Short problem. Check every line for the word "this" and state how many lines have it. Reply with the number alone.

Supplied data.
-- START --

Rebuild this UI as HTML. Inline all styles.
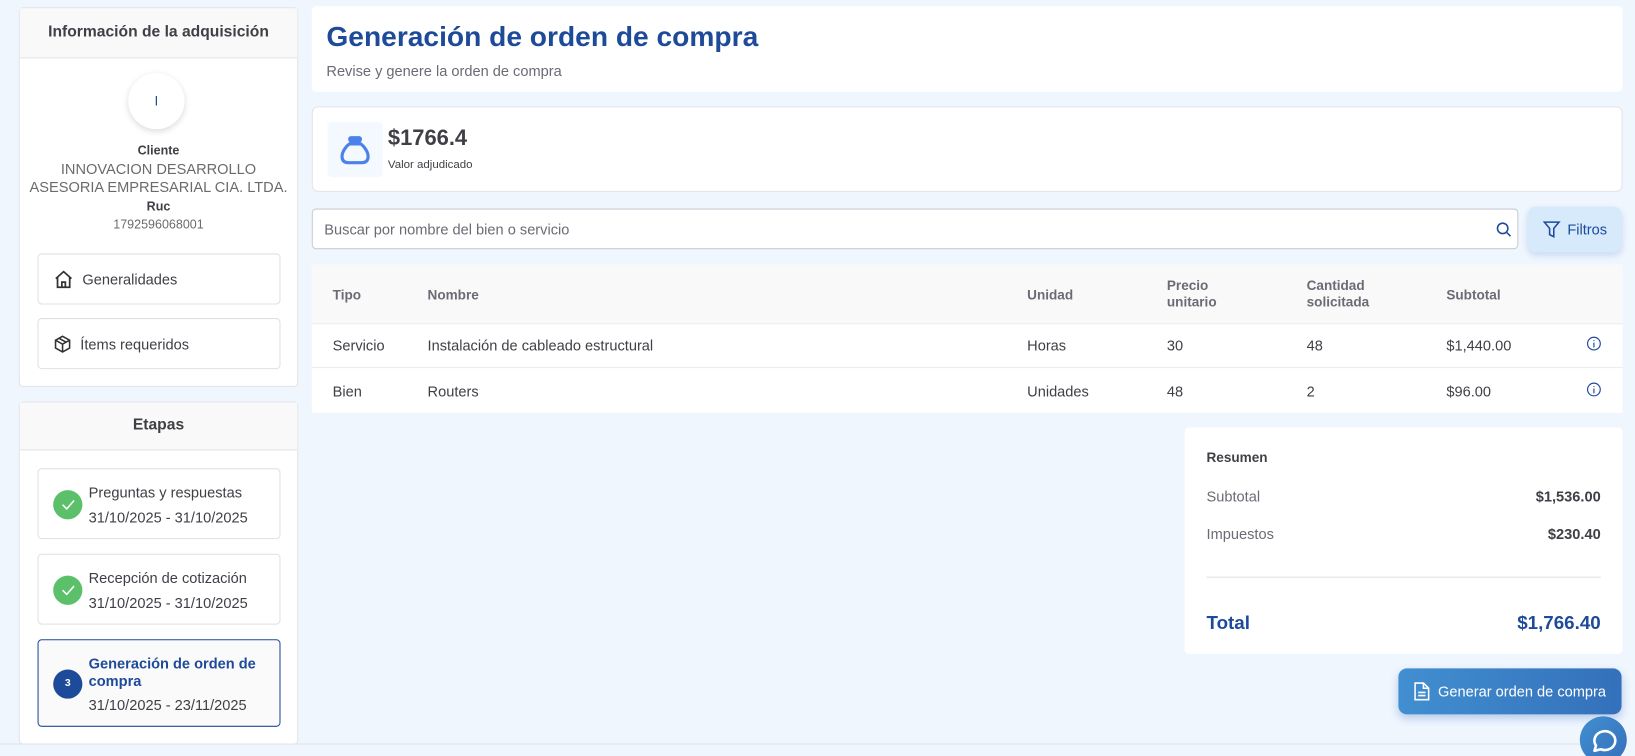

-- END --
-- START --

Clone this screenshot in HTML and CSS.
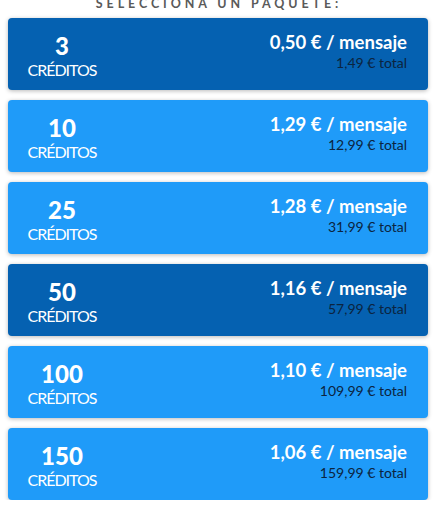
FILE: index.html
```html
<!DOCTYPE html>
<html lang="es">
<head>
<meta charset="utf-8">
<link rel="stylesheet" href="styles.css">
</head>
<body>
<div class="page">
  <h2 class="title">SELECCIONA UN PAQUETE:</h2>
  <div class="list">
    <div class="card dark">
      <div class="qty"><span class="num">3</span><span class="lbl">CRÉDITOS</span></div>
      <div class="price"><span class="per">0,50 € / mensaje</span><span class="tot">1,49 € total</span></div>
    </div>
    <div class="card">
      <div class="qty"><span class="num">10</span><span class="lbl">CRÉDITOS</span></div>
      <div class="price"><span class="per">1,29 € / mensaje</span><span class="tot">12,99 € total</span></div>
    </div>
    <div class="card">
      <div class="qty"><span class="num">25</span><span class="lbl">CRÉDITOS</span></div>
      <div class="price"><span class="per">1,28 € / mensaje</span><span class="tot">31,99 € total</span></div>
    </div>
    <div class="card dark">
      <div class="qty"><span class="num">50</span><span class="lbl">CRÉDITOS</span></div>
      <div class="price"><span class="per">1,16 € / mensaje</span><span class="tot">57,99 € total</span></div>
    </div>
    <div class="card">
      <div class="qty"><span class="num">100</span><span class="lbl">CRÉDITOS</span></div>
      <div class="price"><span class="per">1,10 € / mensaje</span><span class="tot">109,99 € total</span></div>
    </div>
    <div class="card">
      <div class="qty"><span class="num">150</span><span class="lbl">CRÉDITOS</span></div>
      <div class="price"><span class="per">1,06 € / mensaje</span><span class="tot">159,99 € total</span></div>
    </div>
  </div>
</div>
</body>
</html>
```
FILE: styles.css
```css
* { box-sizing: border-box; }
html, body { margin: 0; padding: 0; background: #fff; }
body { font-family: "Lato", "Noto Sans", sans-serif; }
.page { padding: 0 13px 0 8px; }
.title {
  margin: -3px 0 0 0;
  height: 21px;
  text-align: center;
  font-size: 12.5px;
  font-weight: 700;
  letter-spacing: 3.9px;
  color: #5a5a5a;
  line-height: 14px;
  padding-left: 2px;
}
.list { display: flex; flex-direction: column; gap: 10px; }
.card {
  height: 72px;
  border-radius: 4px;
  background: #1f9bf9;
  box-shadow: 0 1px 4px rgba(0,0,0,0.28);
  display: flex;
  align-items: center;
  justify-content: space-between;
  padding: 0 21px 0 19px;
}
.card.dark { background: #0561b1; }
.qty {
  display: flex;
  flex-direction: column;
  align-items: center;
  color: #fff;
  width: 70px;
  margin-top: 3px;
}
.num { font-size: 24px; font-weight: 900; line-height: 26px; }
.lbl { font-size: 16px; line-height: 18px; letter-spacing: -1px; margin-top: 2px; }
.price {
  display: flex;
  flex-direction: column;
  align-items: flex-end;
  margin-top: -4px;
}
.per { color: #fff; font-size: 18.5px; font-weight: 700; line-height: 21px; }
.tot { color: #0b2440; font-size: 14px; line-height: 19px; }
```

-- END --

Exercise solution. 2